Leaders and governors of the remaining 15 secondary, 201 primary, 11 special and pupil referral units and three nursery schools run by the council say there is still a lack of clarity, and evidence, about the benefits of joining a trust and are concerned about losing their identity, their ethos and their independence.

Following concerns many schools lack the ambition to form or join trusts in their areas, it has been reported the government has no plans to force all schools to become academies.

Nevertheless, the meeting heard the council had been facing challenges due to “a messy and confusing system”, such as the strongest trusts not being incentivised to work where they are most needed.

Officers said the council and schools sometimes had unclear and overlapping roles, which created grey areas allowing “children to fall through the gaps”.
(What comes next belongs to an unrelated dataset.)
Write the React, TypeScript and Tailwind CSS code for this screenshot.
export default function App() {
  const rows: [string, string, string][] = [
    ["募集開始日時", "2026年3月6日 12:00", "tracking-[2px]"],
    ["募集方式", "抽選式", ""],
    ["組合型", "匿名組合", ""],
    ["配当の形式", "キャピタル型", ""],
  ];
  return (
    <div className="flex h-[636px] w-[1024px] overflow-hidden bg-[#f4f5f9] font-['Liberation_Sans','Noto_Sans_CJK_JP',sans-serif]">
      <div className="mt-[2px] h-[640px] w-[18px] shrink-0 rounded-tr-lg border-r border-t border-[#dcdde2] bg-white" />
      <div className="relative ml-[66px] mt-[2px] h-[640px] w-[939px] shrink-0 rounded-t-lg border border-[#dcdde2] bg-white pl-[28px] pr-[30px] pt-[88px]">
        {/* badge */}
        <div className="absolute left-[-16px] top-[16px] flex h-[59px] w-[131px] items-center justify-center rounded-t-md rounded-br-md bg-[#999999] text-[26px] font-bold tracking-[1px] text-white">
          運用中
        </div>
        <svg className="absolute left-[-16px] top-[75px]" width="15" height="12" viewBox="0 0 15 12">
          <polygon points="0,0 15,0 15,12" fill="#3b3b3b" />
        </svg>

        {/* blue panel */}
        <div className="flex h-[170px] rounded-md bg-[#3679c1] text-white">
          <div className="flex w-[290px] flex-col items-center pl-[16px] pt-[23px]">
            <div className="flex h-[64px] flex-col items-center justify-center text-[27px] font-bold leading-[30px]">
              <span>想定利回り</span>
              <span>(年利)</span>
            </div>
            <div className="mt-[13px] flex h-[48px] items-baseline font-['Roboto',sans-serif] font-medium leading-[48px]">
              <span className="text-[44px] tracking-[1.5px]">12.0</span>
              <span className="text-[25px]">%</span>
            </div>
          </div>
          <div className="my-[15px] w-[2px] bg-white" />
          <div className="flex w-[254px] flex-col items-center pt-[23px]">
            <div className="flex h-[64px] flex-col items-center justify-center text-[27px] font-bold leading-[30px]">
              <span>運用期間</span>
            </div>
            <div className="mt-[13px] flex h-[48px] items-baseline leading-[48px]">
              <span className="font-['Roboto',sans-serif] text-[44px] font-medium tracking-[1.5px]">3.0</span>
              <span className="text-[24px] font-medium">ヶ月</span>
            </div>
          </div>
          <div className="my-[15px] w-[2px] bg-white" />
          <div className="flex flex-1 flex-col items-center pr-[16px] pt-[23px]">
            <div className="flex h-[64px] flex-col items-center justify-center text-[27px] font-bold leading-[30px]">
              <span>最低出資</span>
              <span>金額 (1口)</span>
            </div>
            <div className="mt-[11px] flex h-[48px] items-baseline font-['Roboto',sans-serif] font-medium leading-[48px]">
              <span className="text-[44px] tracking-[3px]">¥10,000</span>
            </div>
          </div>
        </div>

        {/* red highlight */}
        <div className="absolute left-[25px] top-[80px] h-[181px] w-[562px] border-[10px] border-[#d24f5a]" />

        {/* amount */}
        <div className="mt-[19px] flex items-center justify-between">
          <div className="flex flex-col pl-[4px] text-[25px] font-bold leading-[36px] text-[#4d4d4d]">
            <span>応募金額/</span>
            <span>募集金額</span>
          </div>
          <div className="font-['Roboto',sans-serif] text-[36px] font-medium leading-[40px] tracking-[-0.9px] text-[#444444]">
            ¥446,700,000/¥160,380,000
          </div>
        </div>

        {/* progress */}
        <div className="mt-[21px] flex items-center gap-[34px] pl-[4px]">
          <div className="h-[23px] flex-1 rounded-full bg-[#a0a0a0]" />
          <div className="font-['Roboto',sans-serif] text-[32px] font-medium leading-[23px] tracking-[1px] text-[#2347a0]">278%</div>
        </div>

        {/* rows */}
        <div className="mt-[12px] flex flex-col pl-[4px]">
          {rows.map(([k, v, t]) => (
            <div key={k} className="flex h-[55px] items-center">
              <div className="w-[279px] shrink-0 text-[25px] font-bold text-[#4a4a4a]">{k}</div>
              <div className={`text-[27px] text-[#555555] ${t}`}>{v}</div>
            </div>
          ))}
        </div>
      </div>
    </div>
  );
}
If selected for the trial, the council would seek to foster the growth and establishment of trusts, including launching some itself, which councils have previously been unable to do.

The meeting was told the proposals would see local authorities remaining at the heart of the education system, coordinating local services to improve outcomes for the most vulnerable pupils.

The authority’s children’s services director Stuart Carlton said: “We will be there championing all children, although the intention is we will cease to maintain by 2030.”

Councillor Janet Sanderson, the authority’s children’s services executive member, said the authority had always been innovative in its approach and taking part in the trial would enable the council to get on the front foot.

Coun Sanderson: “I see this as being a really positive opportunity.”